I grew up thinking that I was smarter than most, more in touch with my feelings, more moral, and would find someone who truly fit me, and be with them forever. I grew up believing that family was unbreakable - that no matter how much I might hear my parents fight downstairs, in another hour it would be over, and everything would go back to normal. I was lucky enough to grow up without any doubt about the strength of their marriage, perhaps because they hid their own doubts from me. And so now I believe if I ever make that unbreakable vow to someone, it will be forever. Yet as I look around at other smart self-aware people, I see them getting divorces, I see them calling the cops on their husbands, I see married friends flirting with exes, I see them playing with their lives and marriages as though this is high school dating and there are no consequences.

And now I’ve started down the same path. I can see myself slowly doing things that the old me might now have approved of. And I justify it because I treat it like I’m still in high-school, like we’re still just having fun, because we’re not playing in the majors yet - because this isn’t my real life yet - this isn’t that other more serious Prasid yet. But perhaps the only way I’ll bridge the gap from my life-path to serious-Prasid’s life-path is by trying. By being the mature older guy.

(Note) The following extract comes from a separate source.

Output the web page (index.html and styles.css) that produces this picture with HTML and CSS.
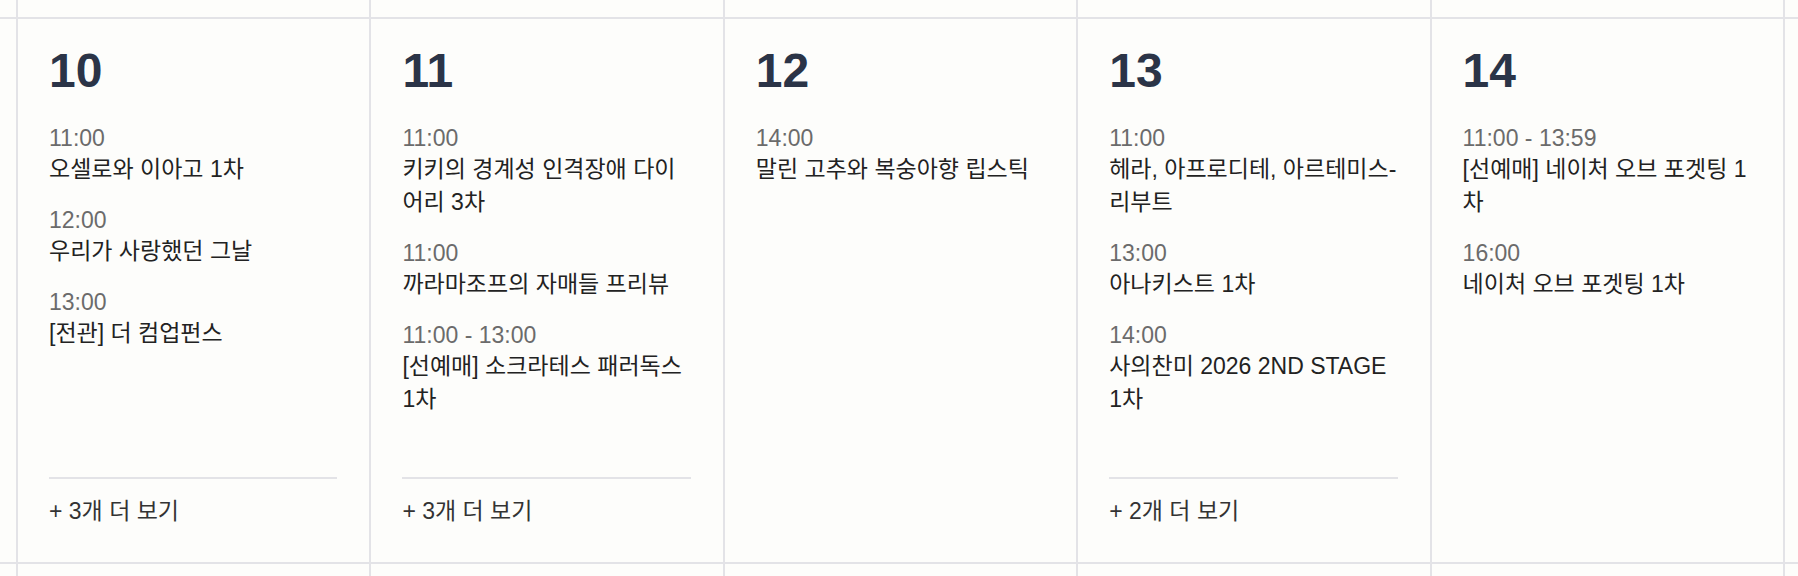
FILE: index.html
```html
<!DOCTYPE html>
<html lang="ko">
<head>
<meta charset="utf-8">
<title>공연 캘린더</title>
<link rel="stylesheet" href="styles.css">
</head>
<body>
<div class="calendar">
  <div class="cell"></div><div class="cell"></div><div class="cell"></div><div class="cell"></div><div class="cell"></div><div class="cell"></div><div class="cell"></div>

  <div class="cell"></div>

  <div class="cell day">
    <div class="date">10</div>
    <div class="events">
      <div class="event"><div class="time">11:00</div><div class="title">오셀로와 이아고 1차</div></div>
      <div class="event"><div class="time">12:00</div><div class="title">우리가 사랑했던 그날</div></div>
      <div class="event"><div class="time">13:00</div><div class="title">[전관] 더 컴업펀스</div></div>
    </div>
    <div class="more">+ 3개 더 보기</div>
  </div>

  <div class="cell day">
    <div class="date">11</div>
    <div class="events">
      <div class="event"><div class="time">11:00</div><div class="title">키키의 경계성 인격장애 다이어리 3차</div></div>
      <div class="event"><div class="time">11:00</div><div class="title">까라마조프의 자매들 프리뷰</div></div>
      <div class="event"><div class="time">11:00 - 13:00</div><div class="title">[선예매] 소크라테스 패러독스 1차</div></div>
    </div>
    <div class="more">+ 3개 더 보기</div>
  </div>

  <div class="cell day">
    <div class="date">12</div>
    <div class="events">
      <div class="event"><div class="time">14:00</div><div class="title">말린 고추와 복숭아향 립스틱</div></div>
    </div>
  </div>

  <div class="cell day">
    <div class="date">13</div>
    <div class="events">
      <div class="event"><div class="time">11:00</div><div class="title">헤라, 아프로디테, 아르테미스-리부트</div></div>
      <div class="event"><div class="time">13:00</div><div class="title">아나키스트 1차</div></div>
      <div class="event"><div class="time">14:00</div><div class="title">사의찬미 2026 2ND STAGE 1차</div></div>
    </div>
    <div class="more">+ 2개 더 보기</div>
  </div>

  <div class="cell day">
    <div class="date">14</div>
    <div class="events">
      <div class="event"><div class="time">11:00 - 13:59</div><div class="title">[선예매] 네이처 오브 포겟팅 1차</div></div>
      <div class="event"><div class="time">16:00</div><div class="title">네이처 오브 포겟팅 1차</div></div>
    </div>
  </div>

  <div class="cell"></div>

  <div class="cell"></div><div class="cell"></div><div class="cell"></div><div class="cell"></div><div class="cell"></div><div class="cell"></div><div class="cell"></div>
</div>
</body>
</html>
```

FILE: styles.css
```css
html, body {
  margin: 0;
  padding: 0;
}

body {
  background: #e3e3e7;
  font-family: "Liberation Sans", "Noto Sans CJK KR", sans-serif;
  overflow: hidden;
}

.calendar {
  display: grid;
  grid-template-columns: 16px repeat(5, 1fr) 13px;
  grid-template-rows: 17px 543px 12px;
  gap: 2px;
  height: 576px;
  background: #e3e3e7;
  overflow: hidden;
}

.cell {
  background: #fdfdfb;
  min-width: 0;
}

.day {
  display: flex;
  flex-direction: column;
  padding: 28px 32px 34px 31px;
}

.date {
  font-size: 48px;
  line-height: 48px;
  font-weight: 700;
  color: #2b3447;
  margin-bottom: 30px;
}

.events {
  display: flex;
  flex-direction: column;
  gap: 21px;
}

.time {
  font-size: 23px;
  line-height: 26px;
  color: #6b6b6b;
}

.title {
  margin-top: 2px;
  font-size: 23px;
  line-height: 33px;
  color: #222222;
}

.more {
  margin-top: auto;
  border-top: 2px solid #e3e3e7;
  padding-top: 16px;
  font-size: 23px;
  line-height: 33px;
  color: #333333;
}
```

Perhaps I’m just not ready yet. Maybe it’ll just take me a couple more years of having fun. Or, perhaps, I don’t have someone to grow-up for. Maybe the more-serious man doesn’t emerge until he is needed, until the universe requires it from him. Or until a woman expects it of him. Finally, perhaps I’ve spent my entire life waiting for my real life to begin. I know in my heart that, at least when it comes to relationships, I’ve spent my entire life waiting to lose weight so that my real dating-life could begin. Well, I’m close enough, and we’re certainly playing with live ammo now.

Here’s another thought: I recently read an article that suggested that today we’ve bought into this fairly-tale of uncompromising, eternal love. We all want someone to find the perfect someone - the perfect soul-mate who is our complement and equal and loves us for who we are, quirks and all. We all expect so much - the fairy-tale - and we’ve forgotten that love is flawed and imperfect and messy. We’ve forgotten that the vows we take are not just to each other, but to the institution of marriage, which our culture used to revere as bulletproof, impenetrable, but which today is thin and rife with escape hatches. We’ve lost our commitment to slugging-it-out in the trenches to make it work. We are convinced we can find someone better outside the relationship, when perhaps the truth is that we can make it work with anyone, if only we are willing to stay and fight.

I wish I had a few older-brother figures to have a serious conversation with about marriage and divorce. I can only hope that somehow, as we watch on the sidelines as others play the game, we are learning something, internalizing some desire to avoid these same mistakes. I can only hope that I stop waiting for my turn, that I get off the bench, and play as though we’re in the majors. I guess we’ll see.